Start
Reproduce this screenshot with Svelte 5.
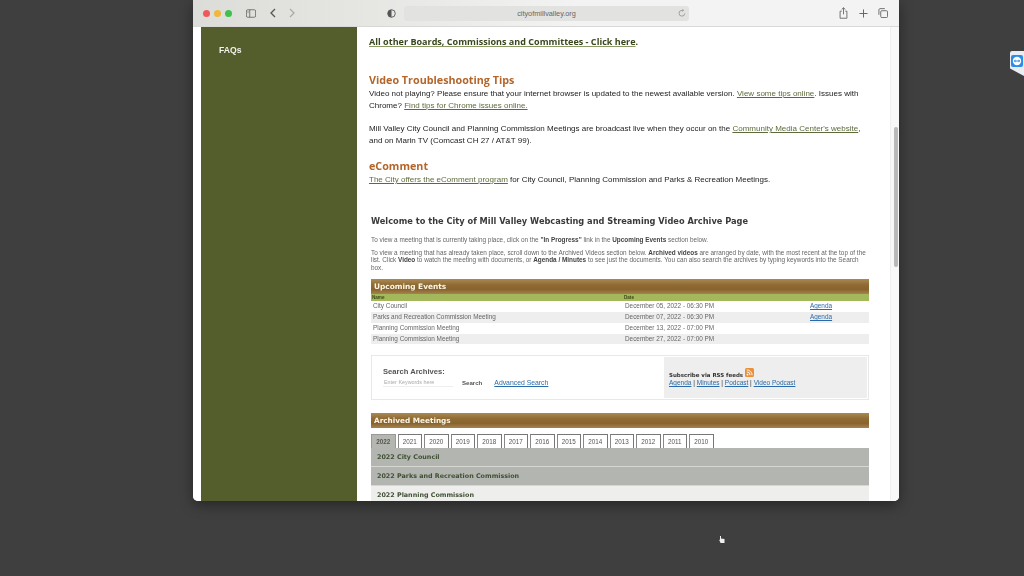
<script>
  const years = [2022, 2021, 2020, 2019, 2018, 2017, 2016, 2015, 2014, 2013, 2012, 2011, 2010];
  const events = [
    { name: 'City Council', date: 'December 05, 2022 - 06:30 PM', agenda: true },
    { name: 'Parks and Recreation Commission Meeting', date: 'December 07, 2022 - 06:30 PM', agenda: true },
    { name: 'Planning Commission Meeting', date: 'December 13, 2022 - 07:00 PM', agenda: false },
    { name: 'Planning Commission Meeting', date: 'December 27, 2022 - 07:00 PM', agenda: false }
  ];
</script>

<div class="desktop">
  <div class="window">
    <header class="toolbar">
      <div class="lights"><i class="red"></i><i class="yellow"></i><i class="green"></i></div>
      <svg class="sidebar-icon" viewBox="0 0 12 10" width="10" height="9"><rect x=".5" y=".5" width="11" height="9" rx="1.5" fill="none" stroke="#666"/><path d="M4.5 .5v9" stroke="#666"/><path d="M1.500 2.500h2M1.500 4h2" stroke="#888" stroke-width=".7"/></svg>
      <svg class="back" viewBox="0 0 6 10" width="6" height="10"><path d="M5 1 1 5l4 4" fill="none" stroke="#555" stroke-width="1.3"/></svg>
      <svg class="forward" viewBox="0 0 6 10" width="6" height="10"><path d="m1 1 4 4-4 4" fill="none" stroke="#aaa" stroke-width="1.3"/></svg>
      <svg class="shield" viewBox="0 0 10 10" width="9" height="9"><circle cx="5" cy="5" r="4.2" fill="none" stroke="#555"/><path d="M5 .8a4.200 4.200 0 0 0 0 8.400z" fill="#555"/></svg>
      <div class="address">
        <span>cityofmillvalley.org</span>
        <svg viewBox="0 0 10 10" width="8" height="8"><path d="M8.500 5.500A3.600 3.600 0 1 1 5 1.700h1.600M5.400 .2 7 1.700 5.400 3.200" fill="none" stroke="#888" stroke-width=".9"/></svg>
      </div>
      <div class="actions">
        <svg viewBox="0 0 10 13" width="9" height="12"><path d="M3 4.500H1.200v7.800h7.600V4.500H7M5 8V.8M3 2.600 5 .7l2 1.900" fill="none" stroke="#666"/></svg>
        <svg viewBox="0 0 10 10" width="9" height="9"><path d="M5 .5v9M.5 5h9" stroke="#666" stroke-width="1.100"/></svg>
        <svg viewBox="0 0 11 11" width="10" height="10"><rect x="3" y="3" width="7.500" height="7.500" rx="1.200" fill="none" stroke="#666"/><path d="M1 7.500V2A1.400 1.400 0 0 1 2 .7h5.500" fill="none" stroke="#666"/></svg>
      </div>
    </header>

    <div class="viewport">
      <aside class="side"><a href="#faq">FAQs</a></aside>
      <main class="content">
        <p class="boards"><a href="#boards">All other Boards, Commissions and Committees - Click here</a>.</p>

        <h2 class="tips">Video Troubleshooting Tips</h2>
        <p class="body">Video not playing? Please ensure that your internet browser is updated to the newest available version. <a href="#tips">View some tips online</a>. Issues with Chrome? <a href="#chrome">Find tips for Chrome issues online.</a></p>
        <p class="body broadcast">Mill Valley City Council and Planning Commission Meetings are broadcast live when they occur on the <a href="#cmc">Community Media Center's website</a>, and on Marin TV (Comcast CH 27 / AT&amp;T 99).</p>

        <h2 class="ecomment">eComment</h2>
        <p class="body"><a href="#ecomment">The City offers the eComment program</a> for City Council, Planning Commission and Parks &amp; Recreation Meetings.</p>

        <section class="archive">
          <h1>Welcome to the City of Mill Valley Webcasting and Streaming Video Archive Page</h1>
          <p class="small first">To view a meeting that is currently taking place, click on the <b>"In Progress"</b> link in the <b>Upcoming Events</b> section below.</p>
          <p class="small second">To view a meeting that has already taken place, scroll down to the Archived Videos section below. <b>Archived videos</b> are arranged by date, with the most recent at the top of the list. Click <b>Video</b> to watch the meeting with documents, or <b>Agenda / Minutes</b> to see just the documents. You can also search the archives by typing keywords into the Search box.</p>

          <div class="bar upcoming">Upcoming Events</div>
          <div class="thead"><span>Name</span><span>Date</span><span></span></div>
          {#each events as e, i}
            <div class="row" class:alt={i % 2 === 1}>
              <span>{e.name}</span>
              <span>{e.date}</span>
              <span>{#if e.agenda}<a href="#agenda">Agenda</a>{/if}</span>
            </div>
          {/each}

          <div class="search-box">
            <div class="search">
              <div class="search-title">Search Archives:</div>
              <div class="search-line">
                <span class="input">Enter Keywords here</span>
                <span class="btn">Search</span>
                <a href="#advanced">Advanced Search</a>
              </div>
            </div>
            <div class="rss">
              <div class="rss-title">
                <b>Subscribe via RSS feeds</b>
                <svg viewBox="0 0 9 9" width="9" height="9"><rect width="9" height="9" rx="1.500" fill="#e8913a"/><circle cx="2.500" cy="6.600" r=".9" fill="#fff"/><path d="M1.800 3.900a3.300 3.300 0 0 1 3.300 3.300M1.800 1.900a5.300 5.300 0 0 1 5.300 5.300" fill="none" stroke="#fff" stroke-width=".9"/></svg>
              </div>
              <div class="rss-links"><a href="#a">Agenda</a> | <a href="#m">Minutes</a> | <a href="#p">Podcast</a> | <a href="#v">Video Podcast</a></div>
            </div>
          </div>

          <div class="bar archived">Archived Meetings</div>
          <div class="tabs">
            {#each years as y, i}<span class="tab" class:active={i === 0}>{y}</span>{/each}
          </div>
          <div class="group dark">2022 City Council</div>
          <div class="group dark">2022 Parks and Recreation Commission</div>
          <div class="group light">2022 Planning Commission</div>
        </section>
      </main>
      <div class="scrollbar"><div class="thumb"></div></div>
    </div>
  </div>

  <div class="tv-tab">
    <span class="tv-icon"><svg viewBox="0 0 12 12" width="12" height="12"><rect width="12" height="12" rx="2" fill="#2e8be6"/><circle cx="6" cy="6" r="4.200" fill="#fff"/><path d="M2.600 6 4.400 4.600v.9h3.200v-.9L9.400 6 7.600 7.400v-.9H4.400v.9z" fill="#2e8be6"/></svg></span>
  </div>
  <svg class="cursor" viewBox="0 0 8 9" width="8" height="9"><path d="M2 1v4L1 4.500 2.500 8h4V4L3 3.500V1z" fill="#eee"/></svg>
</div>

<style>
  :global(body) { margin: 0; background: #3f3f3f; }
  .desktop { position: relative; width: 1024px; height: 576px; overflow: hidden; background: #3f3f3f; font-family: "Liberation Sans", Arial, sans-serif; }
  .window { position: absolute; left: 193px; top: 0; width: 706px; height: 501px; display: flex; flex-direction: column; background: #fff; border-radius: 0 0 5px 5px; overflow: hidden; box-shadow: 0 4px 14px rgba(0,0,0,.4); filter: blur(.4px); }
  .toolbar { height: 27px; flex: none; display: flex; align-items: center; background: linear-gradient(90deg, #dcdcd8 0, #e6e6e3 25%, #f3f3f3 55%); border-bottom: 1px solid #d8d8d6; box-sizing: border-box; }
  .lights { display: flex; gap: 4px; margin-left: 10px; }
  .lights i { width: 7px; height: 7px; border-radius: 50%; }
  .red { background: #ee5a5a; } .yellow { background: #f0b73c; } .green { background: #3fc04f; }
  .sidebar-icon { margin-left: 14px; }
  .back { margin-left: 14px; }
  .forward { margin-left: 13px; }
  .shield { margin-left: 92px; }
  .address { margin-left: 8px; width: 285px; height: 15px; border-radius: 3px; background: #e2e2e1; display: flex; align-items: center; justify-content: center; position: relative; font-size: 7.3px; color: #666; }
  .address svg { position: absolute; right: 3px; top: 3px; }
  .actions { margin-left: 150px; display: flex; align-items: center; gap: 10.5px; }
  .viewport { flex: 1; min-height: 0; display: flex; overflow: hidden; background: #fff; padding-left: 8px; }
  .side { width: 156px; flex: none; background: #535e2c; padding: 12px 0 0 18px; box-sizing: border-box; }
  .side a { color: #f2f2ea; font-size: 8.6px; font-weight: 700; text-decoration: none; }
  .content { flex: 1; min-width: 0; padding: 8px 0 0 12px; box-sizing: border-box; }
  p { margin: 0; }
  .boards { font: 700 9.05px/14px "Open Sans", sans-serif; color: #2c3a18; }
  .boards a { color: #39471c; text-decoration-color: #8b9a64; }
  h2 { margin: 0; font: 700 10.75px/14px "Open Sans", sans-serif; color: #b3652a; }
  .tips { margin-top: 24px; }
  .ecomment { margin-top: 12px; }
  .body { font-size: 8.02px; line-height: 12px; color: #222; margin-top: 1px; width: 500px; }
  .body a { color: #5c6a3c; }
  .broadcast { margin-top: 11px; }
  .archive { width: 498px; margin: 28px 0 0 2px; }
  h1 { margin: 0; font: 700 8.24px/14px "DejaVu Sans", sans-serif; color: #3a3a3a; }
  .small { font-size: 6.4px; line-height: 7.6px; color: #666; }
  .small b { color: #444; }
  .first { margin-top: 8px; }
  .second { margin-top: 5px; }
  .bar { height: 15px; background: linear-gradient(#a98a55, #8f6a32 40%, #8a642e 70%, #a5844f); color: #fbf6e6; font: 700 7.4px/15px "DejaVu Sans", sans-serif; padding-left: 3px; }
  .upcoming { margin-top: 8px; }
  .thead { height: 7px; background: #a3b85a; color: #3c4a18; font: 700 4.6px/7px "Liberation Sans", sans-serif; display: grid; grid-template-columns: 252px 185px 1fr; padding-left: 1px; }
  .row { height: 10.75px; display: grid; grid-template-columns: 252px 185px 1fr; padding-left: 2px; font-size: 6.4px; line-height: 10.75px; color: #666; }
  .row.alt { background: #eeeeee; }
  .row a, .search a, .rss a { color: #2a6aa8; }
  .search-box { margin-top: 11px; height: 45px; border: 1px solid #e8e8e8; box-sizing: border-box; display: flex; padding: 1px; }
  .search { width: 291px; padding: 10px 0 0 10px; box-sizing: border-box; }
  .search-title { font-size: 7.6px; font-weight: 700; color: #555; line-height: 9px; }
  .search-line { display: flex; align-items: center; margin-top: 1px; font-size: 6.85px; }
  .input { width: 70px; height: 10px; border-bottom: 1px solid #eee; font-size: 5.4px; line-height: 10px; color: #aaa; padding-left: 1px; box-sizing: border-box; }
  .btn { margin-left: 9px; font-size: 6.1px; color: #555; font-weight: 700; }
  .search-line a { margin-left: 12px; }
  .rss { flex: 1; background: #eeeeee; padding: 13px 0 0 5px; box-sizing: border-box; font-size: 6.5px; color: #333; }
  .rss-title { display: flex; align-items: flex-end; gap: 2px; height: 9px; color: #333; }
  .rss-title b { line-height: 8px; font-family: "DejaVu Sans", sans-serif; font-size: 5.47px; }
  .rss-title svg { margin-bottom: 2px; }
  .rss-links { line-height: 8px; }
  .archived { margin-top: 13px; font-size: 7.3px; }
  .tabs { display: flex; gap: 2px; margin-top: 6px; height: 14px; }
  .tab { width: 24.5px; height: 14px; box-sizing: border-box; border: 1px solid #777; border-bottom: 0; border-left-color: #888; background: #fff; font-size: 6.3px; line-height: 13px; text-align: center; color: #555; }
  .tab.active { background: #b4b6b0; border-color: #999; font-weight: 700; }
  .group { height: 19px; box-sizing: border-box; padding-left: 6px; font: 700 6.38px/18px "DejaVu Sans", sans-serif; color: #3f4f32; border-bottom: 1px solid #d6d7d3; }
  .dark { background: #b3b5b0; }
  .light { background: #eeefec; }
  .scrollbar { width: 9px; flex: none; background: #f8f8f8; border-left: 1px solid #efefef; box-sizing: border-box; padding: 100px 1px 0 3px; }
  .thumb { height: 140px; border-radius: 3px; background: #b9b9b9; }
  .tv-tab { position: absolute; left: 1010px; top: 51px; width: 14px; height: 25px; background: #e9eef5; border-radius: 2px 0 0 2px; clip-path: polygon(0 0, 100% 0, 100% 100%, 0 70%); display: flex; padding: 2px 0 0 1px; box-sizing: border-box; }
  .tv-icon { display: block; height: 12px; }
  .cursor { position: absolute; left: 718px; top: 535px; }
</style>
End
Work required: Pull out every line containing "with".

Response:
Reproduce this screenshot with Svelte 5.
        <p class="body">Video not playing? Please ensure that your internet browser is updated to the newest available version. <a href="#tips">View some tips online</a>. Issues with Chrome? <a href="#chrome">Find tips for Chrome issues online.</a></p>
          <p class="small second">To view a meeting that has already taken place, scroll down to the Archived Videos section below. <b>Archived videos</b> are arranged by date, with the most recent at the top of the list. Click <b>Video</b> to watch the meeting with documents, or <b>Agenda / Minutes</b> to see just the documents. You can also search the archives by typing keywords into the Search box.</p>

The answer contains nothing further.